EXERCISE BRIEF → Please give the entries again in full and exactly, without any picture.

DATASET EXTRACT →
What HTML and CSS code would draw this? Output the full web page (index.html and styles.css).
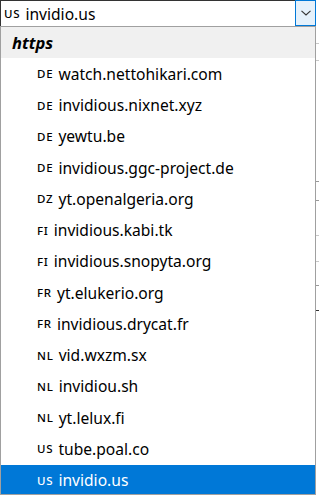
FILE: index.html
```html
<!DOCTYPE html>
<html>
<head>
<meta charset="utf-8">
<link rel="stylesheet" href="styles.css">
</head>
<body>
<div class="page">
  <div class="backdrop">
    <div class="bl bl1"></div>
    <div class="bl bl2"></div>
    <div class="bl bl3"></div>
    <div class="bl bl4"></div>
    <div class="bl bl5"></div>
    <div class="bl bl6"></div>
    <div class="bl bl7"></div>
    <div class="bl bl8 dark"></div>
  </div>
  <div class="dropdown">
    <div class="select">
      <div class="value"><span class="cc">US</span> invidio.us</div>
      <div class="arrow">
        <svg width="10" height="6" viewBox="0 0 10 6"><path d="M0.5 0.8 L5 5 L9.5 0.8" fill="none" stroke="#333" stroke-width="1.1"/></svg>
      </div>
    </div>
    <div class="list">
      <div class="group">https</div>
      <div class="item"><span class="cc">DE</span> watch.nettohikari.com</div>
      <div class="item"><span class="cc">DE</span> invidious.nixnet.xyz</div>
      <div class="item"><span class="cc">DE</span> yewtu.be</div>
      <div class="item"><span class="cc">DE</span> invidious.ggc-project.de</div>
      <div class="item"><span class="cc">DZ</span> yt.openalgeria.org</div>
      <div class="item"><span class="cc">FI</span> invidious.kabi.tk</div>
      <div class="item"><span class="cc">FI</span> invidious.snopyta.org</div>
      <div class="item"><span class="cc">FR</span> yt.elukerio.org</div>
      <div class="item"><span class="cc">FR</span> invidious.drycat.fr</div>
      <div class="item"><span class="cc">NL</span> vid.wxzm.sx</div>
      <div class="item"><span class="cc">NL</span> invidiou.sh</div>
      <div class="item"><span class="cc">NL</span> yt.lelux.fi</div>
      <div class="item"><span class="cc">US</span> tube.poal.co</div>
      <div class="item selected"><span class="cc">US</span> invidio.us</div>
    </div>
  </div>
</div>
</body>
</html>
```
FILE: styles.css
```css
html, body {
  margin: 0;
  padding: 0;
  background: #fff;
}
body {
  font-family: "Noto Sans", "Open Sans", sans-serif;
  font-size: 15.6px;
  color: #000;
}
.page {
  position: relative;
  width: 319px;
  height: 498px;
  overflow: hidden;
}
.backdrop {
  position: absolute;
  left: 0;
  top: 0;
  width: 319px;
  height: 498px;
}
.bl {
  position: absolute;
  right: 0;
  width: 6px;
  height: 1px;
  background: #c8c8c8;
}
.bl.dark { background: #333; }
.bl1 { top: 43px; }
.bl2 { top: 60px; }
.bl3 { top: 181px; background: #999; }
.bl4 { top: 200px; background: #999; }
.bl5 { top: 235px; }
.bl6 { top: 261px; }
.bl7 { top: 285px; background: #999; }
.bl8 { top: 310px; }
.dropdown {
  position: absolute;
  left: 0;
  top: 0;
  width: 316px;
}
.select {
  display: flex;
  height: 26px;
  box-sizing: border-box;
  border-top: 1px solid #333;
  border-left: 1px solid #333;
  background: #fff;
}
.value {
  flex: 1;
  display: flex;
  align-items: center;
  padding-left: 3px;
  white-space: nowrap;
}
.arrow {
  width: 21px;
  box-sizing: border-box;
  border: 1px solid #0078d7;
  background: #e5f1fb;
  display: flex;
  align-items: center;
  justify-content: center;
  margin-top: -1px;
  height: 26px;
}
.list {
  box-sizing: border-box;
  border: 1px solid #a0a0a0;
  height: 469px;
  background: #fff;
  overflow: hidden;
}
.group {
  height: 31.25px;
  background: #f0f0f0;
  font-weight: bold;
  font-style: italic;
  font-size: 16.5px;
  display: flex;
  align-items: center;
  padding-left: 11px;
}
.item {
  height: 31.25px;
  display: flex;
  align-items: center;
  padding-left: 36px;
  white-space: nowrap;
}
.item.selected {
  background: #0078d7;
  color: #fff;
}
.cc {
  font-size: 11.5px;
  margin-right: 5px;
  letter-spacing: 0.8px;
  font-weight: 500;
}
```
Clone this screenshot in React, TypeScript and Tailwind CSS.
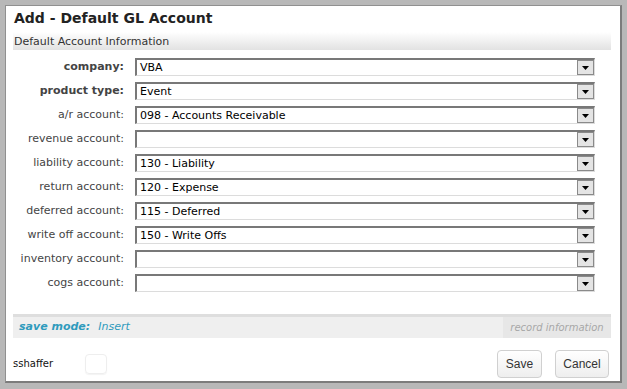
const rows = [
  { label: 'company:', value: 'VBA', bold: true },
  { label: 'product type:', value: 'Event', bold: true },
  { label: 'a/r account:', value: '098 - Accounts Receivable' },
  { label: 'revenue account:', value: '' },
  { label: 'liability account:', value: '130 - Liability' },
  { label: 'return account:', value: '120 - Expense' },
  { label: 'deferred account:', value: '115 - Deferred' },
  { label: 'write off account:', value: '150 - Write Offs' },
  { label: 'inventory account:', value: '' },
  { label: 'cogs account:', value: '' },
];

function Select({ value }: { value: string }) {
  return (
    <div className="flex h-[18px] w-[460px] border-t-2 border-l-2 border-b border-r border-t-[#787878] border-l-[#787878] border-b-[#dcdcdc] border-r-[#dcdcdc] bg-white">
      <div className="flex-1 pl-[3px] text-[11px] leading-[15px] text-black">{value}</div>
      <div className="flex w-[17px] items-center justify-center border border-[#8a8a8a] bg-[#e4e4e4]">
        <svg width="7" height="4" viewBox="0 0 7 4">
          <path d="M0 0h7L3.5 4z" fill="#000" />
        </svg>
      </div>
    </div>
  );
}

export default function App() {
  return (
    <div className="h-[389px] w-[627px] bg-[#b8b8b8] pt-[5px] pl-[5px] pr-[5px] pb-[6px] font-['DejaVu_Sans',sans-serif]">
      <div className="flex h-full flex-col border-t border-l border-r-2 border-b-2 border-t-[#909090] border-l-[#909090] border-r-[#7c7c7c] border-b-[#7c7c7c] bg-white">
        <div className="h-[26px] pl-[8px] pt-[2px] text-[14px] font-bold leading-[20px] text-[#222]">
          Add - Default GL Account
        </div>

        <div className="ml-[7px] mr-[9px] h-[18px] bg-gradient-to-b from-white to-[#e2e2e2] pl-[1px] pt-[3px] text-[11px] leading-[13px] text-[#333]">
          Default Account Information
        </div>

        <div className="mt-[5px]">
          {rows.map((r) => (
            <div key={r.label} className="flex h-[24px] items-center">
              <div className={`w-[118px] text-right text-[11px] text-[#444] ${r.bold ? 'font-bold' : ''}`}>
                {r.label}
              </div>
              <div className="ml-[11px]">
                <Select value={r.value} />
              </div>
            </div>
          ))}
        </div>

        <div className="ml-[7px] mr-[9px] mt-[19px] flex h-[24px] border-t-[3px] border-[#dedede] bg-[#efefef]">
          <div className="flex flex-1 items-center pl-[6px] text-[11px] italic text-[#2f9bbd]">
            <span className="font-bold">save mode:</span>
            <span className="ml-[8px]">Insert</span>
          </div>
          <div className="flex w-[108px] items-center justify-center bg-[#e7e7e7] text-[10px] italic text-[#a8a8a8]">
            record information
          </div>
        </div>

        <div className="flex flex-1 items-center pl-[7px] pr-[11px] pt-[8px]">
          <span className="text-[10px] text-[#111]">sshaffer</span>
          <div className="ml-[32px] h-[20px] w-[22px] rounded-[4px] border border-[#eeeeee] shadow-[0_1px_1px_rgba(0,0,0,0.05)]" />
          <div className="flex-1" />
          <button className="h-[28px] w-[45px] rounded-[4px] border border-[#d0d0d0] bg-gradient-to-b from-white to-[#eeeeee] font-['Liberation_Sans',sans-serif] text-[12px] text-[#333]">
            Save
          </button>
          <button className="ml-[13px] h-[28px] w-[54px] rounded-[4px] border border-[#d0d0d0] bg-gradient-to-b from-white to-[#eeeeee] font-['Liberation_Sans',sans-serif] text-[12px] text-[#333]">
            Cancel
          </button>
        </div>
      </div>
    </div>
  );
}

SOLUTION TO THIS PROBLEM →
What HTML and CSS code would draw this? Output the full web page (index.html and styles.css).
FILE: index.html
```html
<!DOCTYPE html>
<html>
<head>
<meta charset="utf-8">
<link rel="stylesheet" href="styles.css">
</head>
<body>
<div class="page">
  <div class="backdrop">
    <div class="bl bl1"></div>
    <div class="bl bl2"></div>
    <div class="bl bl3"></div>
    <div class="bl bl4"></div>
    <div class="bl bl5"></div>
    <div class="bl bl6"></div>
    <div class="bl bl7"></div>
    <div class="bl bl8 dark"></div>
  </div>
  <div class="dropdown">
    <div class="select">
      <div class="value"><span class="cc">US</span> invidio.us</div>
      <div class="arrow">
        <svg width="10" height="6" viewBox="0 0 10 6"><path d="M0.5 0.8 L5 5 L9.5 0.8" fill="none" stroke="#333" stroke-width="1.1"/></svg>
      </div>
    </div>
    <div class="list">
      <div class="group">https</div>
      <div class="item"><span class="cc">DE</span> watch.nettohikari.com</div>
      <div class="item"><span class="cc">DE</span> invidious.nixnet.xyz</div>
      <div class="item"><span class="cc">DE</span> yewtu.be</div>
      <div class="item"><span class="cc">DE</span> invidious.ggc-project.de</div>
      <div class="item"><span class="cc">DZ</span> yt.openalgeria.org</div>
      <div class="item"><span class="cc">FI</span> invidious.kabi.tk</div>
      <div class="item"><span class="cc">FI</span> invidious.snopyta.org</div>
      <div class="item"><span class="cc">FR</span> yt.elukerio.org</div>
      <div class="item"><span class="cc">FR</span> invidious.drycat.fr</div>
      <div class="item"><span class="cc">NL</span> vid.wxzm.sx</div>
      <div class="item"><span class="cc">NL</span> invidiou.sh</div>
      <div class="item"><span class="cc">NL</span> yt.lelux.fi</div>
      <div class="item"><span class="cc">US</span> tube.poal.co</div>
      <div class="item selected"><span class="cc">US</span> invidio.us</div>
    </div>
  </div>
</div>
</body>
</html>
```
FILE: styles.css
```css
html, body {
  margin: 0;
  padding: 0;
  background: #fff;
}
body {
  font-family: "Noto Sans", "Open Sans", sans-serif;
  font-size: 15.6px;
  color: #000;
}
.page {
  position: relative;
  width: 319px;
  height: 498px;
  overflow: hidden;
}
.backdrop {
  position: absolute;
  left: 0;
  top: 0;
  width: 319px;
  height: 498px;
}
.bl {
  position: absolute;
  right: 0;
  width: 6px;
  height: 1px;
  background: #c8c8c8;
}
.bl.dark { background: #333; }
.bl1 { top: 43px; }
.bl2 { top: 60px; }
.bl3 { top: 181px; background: #999; }
.bl4 { top: 200px; background: #999; }
.bl5 { top: 235px; }
.bl6 { top: 261px; }
.bl7 { top: 285px; background: #999; }
.bl8 { top: 310px; }
.dropdown {
  position: absolute;
  left: 0;
  top: 0;
  width: 316px;
}
.select {
  display: flex;
  height: 26px;
  box-sizing: border-box;
  border-top: 1px solid #333;
  border-left: 1px solid #333;
  background: #fff;
}
.value {
  flex: 1;
  display: flex;
  align-items: center;
  padding-left: 3px;
  white-space: nowrap;
}
.arrow {
  width: 21px;
  box-sizing: border-box;
  border: 1px solid #0078d7;
  background: #e5f1fb;
  display: flex;
  align-items: center;
  justify-content: center;
  margin-top: -1px;
  height: 26px;
}
.list {
  box-sizing: border-box;
  border: 1px solid #a0a0a0;
  height: 469px;
  background: #fff;
  overflow: hidden;
}
.group {
  height: 31.25px;
  background: #f0f0f0;
  font-weight: bold;
  font-style: italic;
  font-size: 16.5px;
  display: flex;
  align-items: center;
  padding-left: 11px;
}
.item {
  height: 31.25px;
  display: flex;
  align-items: center;
  padding-left: 36px;
  white-space: nowrap;
}
.item.selected {
  background: #0078d7;
  color: #fff;
}
.cc {
  font-size: 11.5px;
  margin-right: 5px;
  letter-spacing: 0.8px;
  font-weight: 500;
}
```
Clone this screenshot in React, TypeScript and Tailwind CSS.
const rows = [
  { label: 'company:', value: 'VBA', bold: true },
  { label: 'product type:', value: 'Event', bold: true },
  { label: 'a/r account:', value: '098 - Accounts Receivable' },
  { label: 'revenue account:', value: '' },
  { label: 'liability account:', value: '130 - Liability' },
  { label: 'return account:', value: '120 - Expense' },
  { label: 'deferred account:', value: '115 - Deferred' },
  { label: 'write off account:', value: '150 - Write Offs' },
  { label: 'inventory account:', value: '' },
  { label: 'cogs account:', value: '' },
];

function Select({ value }: { value: string }) {
  return (
    <div className="flex h-[18px] w-[460px] border-t-2 border-l-2 border-b border-r border-t-[#787878] border-l-[#787878] border-b-[#dcdcdc] border-r-[#dcdcdc] bg-white">
      <div className="flex-1 pl-[3px] text-[11px] leading-[15px] text-black">{value}</div>
      <div className="flex w-[17px] items-center justify-center border border-[#8a8a8a] bg-[#e4e4e4]">
        <svg width="7" height="4" viewBox="0 0 7 4">
          <path d="M0 0h7L3.5 4z" fill="#000" />
        </svg>
      </div>
    </div>
  );
}

export default function App() {
  return (
    <div className="h-[389px] w-[627px] bg-[#b8b8b8] pt-[5px] pl-[5px] pr-[5px] pb-[6px] font-['DejaVu_Sans',sans-serif]">
      <div className="flex h-full flex-col border-t border-l border-r-2 border-b-2 border-t-[#909090] border-l-[#909090] border-r-[#7c7c7c] border-b-[#7c7c7c] bg-white">
        <div className="h-[26px] pl-[8px] pt-[2px] text-[14px] font-bold leading-[20px] text-[#222]">
          Add - Default GL Account
        </div>

        <div className="ml-[7px] mr-[9px] h-[18px] bg-gradient-to-b from-white to-[#e2e2e2] pl-[1px] pt-[3px] text-[11px] leading-[13px] text-[#333]">
          Default Account Information
        </div>

        <div className="mt-[5px]">
          {rows.map((r) => (
            <div key={r.label} className="flex h-[24px] items-center">
              <div className={`w-[118px] text-right text-[11px] text-[#444] ${r.bold ? 'font-bold' : ''}`}>
                {r.label}
              </div>
              <div className="ml-[11px]">
                <Select value={r.value} />
              </div>
            </div>
          ))}
        </div>

        <div className="ml-[7px] mr-[9px] mt-[19px] flex h-[24px] border-t-[3px] border-[#dedede] bg-[#efefef]">
          <div className="flex flex-1 items-center pl-[6px] text-[11px] italic text-[#2f9bbd]">
            <span className="font-bold">save mode:</span>
            <span className="ml-[8px]">Insert</span>
          </div>
          <div className="flex w-[108px] items-center justify-center bg-[#e7e7e7] text-[10px] italic text-[#a8a8a8]">
            record information
          </div>
        </div>

        <div className="flex flex-1 items-center pl-[7px] pr-[11px] pt-[8px]">
          <span className="text-[10px] text-[#111]">sshaffer</span>
          <div className="ml-[32px] h-[20px] w-[22px] rounded-[4px] border border-[#eeeeee] shadow-[0_1px_1px_rgba(0,0,0,0.05)]" />
          <div className="flex-1" />
          <button className="h-[28px] w-[45px] rounded-[4px] border border-[#d0d0d0] bg-gradient-to-b from-white to-[#eeeeee] font-['Liberation_Sans',sans-serif] text-[12px] text-[#333]">
            Save
          </button>
          <button className="ml-[13px] h-[28px] w-[54px] rounded-[4px] border border-[#d0d0d0] bg-gradient-to-b from-white to-[#eeeeee] font-['Liberation_Sans',sans-serif] text-[12px] text-[#333]">
            Cancel
          </button>
        </div>
      </div>
    </div>
  );
}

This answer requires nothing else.